Traînant dans les quartiers de St Michel et St Germain, j’engageais le dialogue avec les manifestants. Les leaders appartenaient aux catégories aisées. La meute se dopait à coups de slogans et de couplets de « l’Internationale ». Mais tous, ils jouaient. Quand je demandais pourquoi tout ça, on me répondait : « Pour avoir le droit de faire l’amour ! » Dit souvent de manière plus grossière.
Comme si on avait besoin de lois, autres que notre morale personnelle, pour gérer cette part de notre humanité ! D’instinct, j’ai alors senti ce monôme d’étudiants boutonneux plus néfaste qu’autre chose. Il fallait le retour à l’ordre ! Quelques coups de pieds bien ajustés dans les parties charnues de ces sans-culottes.
Considéré comme résidant en Afrique, j’étais dispensé de service militaire. Alors je décidais de m’engager dans l’armée, voyant dans cette institution l’ultime recours face à la meute. Et comme une demi-mesure me paraissait déjà une trahison, ce serait les parachutistes. C’est comme cela que je me suis retrouvé au 1er Régiment de parachutistes d’infanterie de marine à Bayonne.

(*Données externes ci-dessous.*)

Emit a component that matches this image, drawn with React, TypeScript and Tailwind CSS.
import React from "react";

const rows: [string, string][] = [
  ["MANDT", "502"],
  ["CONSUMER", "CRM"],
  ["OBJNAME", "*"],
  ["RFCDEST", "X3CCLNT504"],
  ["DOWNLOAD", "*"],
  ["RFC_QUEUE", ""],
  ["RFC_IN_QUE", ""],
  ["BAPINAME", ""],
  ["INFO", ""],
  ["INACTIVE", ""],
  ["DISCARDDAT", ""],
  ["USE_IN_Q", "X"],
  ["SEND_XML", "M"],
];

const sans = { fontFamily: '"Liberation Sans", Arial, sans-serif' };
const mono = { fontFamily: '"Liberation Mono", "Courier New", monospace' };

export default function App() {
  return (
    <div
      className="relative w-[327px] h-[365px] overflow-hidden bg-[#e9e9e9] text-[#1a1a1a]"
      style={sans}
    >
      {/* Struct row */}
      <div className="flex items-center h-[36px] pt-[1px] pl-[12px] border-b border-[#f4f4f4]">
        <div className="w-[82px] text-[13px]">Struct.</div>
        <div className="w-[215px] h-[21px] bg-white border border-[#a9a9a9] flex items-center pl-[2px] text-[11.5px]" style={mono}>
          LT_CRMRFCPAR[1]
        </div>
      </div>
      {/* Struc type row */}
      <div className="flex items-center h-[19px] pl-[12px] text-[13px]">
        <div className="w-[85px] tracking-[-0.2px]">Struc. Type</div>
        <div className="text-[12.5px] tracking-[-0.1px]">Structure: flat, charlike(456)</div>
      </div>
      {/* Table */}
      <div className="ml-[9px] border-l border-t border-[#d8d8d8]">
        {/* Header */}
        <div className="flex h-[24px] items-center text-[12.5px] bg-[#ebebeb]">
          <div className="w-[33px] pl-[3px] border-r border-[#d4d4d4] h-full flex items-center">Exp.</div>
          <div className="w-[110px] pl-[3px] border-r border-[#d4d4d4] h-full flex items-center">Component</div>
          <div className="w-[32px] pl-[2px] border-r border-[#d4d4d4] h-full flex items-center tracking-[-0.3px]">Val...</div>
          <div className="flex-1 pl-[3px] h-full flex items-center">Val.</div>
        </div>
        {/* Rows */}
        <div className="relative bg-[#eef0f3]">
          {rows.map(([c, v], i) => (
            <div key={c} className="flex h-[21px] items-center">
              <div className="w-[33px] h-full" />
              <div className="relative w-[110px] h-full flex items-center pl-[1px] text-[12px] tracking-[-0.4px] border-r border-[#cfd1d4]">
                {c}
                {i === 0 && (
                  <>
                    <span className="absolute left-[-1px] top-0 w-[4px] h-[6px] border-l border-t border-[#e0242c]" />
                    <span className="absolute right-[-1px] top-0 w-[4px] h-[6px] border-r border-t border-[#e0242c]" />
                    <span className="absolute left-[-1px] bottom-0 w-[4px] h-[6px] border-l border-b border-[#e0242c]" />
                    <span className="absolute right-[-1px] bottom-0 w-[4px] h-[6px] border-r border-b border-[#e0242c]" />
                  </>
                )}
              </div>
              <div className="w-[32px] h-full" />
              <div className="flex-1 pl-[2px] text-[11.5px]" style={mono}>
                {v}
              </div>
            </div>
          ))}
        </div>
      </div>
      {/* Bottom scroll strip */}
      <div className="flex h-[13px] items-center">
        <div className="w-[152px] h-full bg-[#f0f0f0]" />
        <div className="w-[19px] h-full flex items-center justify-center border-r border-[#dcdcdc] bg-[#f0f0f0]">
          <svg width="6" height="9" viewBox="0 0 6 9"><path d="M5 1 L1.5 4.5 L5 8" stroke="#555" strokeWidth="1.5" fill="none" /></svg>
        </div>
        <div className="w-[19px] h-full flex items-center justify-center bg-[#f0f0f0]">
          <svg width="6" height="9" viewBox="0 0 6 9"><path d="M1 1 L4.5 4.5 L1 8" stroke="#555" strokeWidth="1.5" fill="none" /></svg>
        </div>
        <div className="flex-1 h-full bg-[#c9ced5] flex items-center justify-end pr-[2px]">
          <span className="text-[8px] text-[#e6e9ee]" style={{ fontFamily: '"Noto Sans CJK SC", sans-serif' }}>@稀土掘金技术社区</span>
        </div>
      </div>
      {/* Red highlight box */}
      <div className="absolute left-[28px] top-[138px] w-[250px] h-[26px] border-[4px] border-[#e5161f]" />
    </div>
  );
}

Depuis, sans doute ai-je un peu affiné mon raisonnement. Mais je n’ai jamais regretté mon orientation de Mai 68. Je n’en goûte qu’avec plus d’amusement les déchaînements actuels, des anciens soixante-huitards des deux « genres », contre les mâles qui ne contrôlent pas leurs pulsions. Qu’ils se souviennent ! Ce sont eux qui, en Mai 68, ont fait sauter le conditionnement social du sexe. Bien pris qui croyait prendre.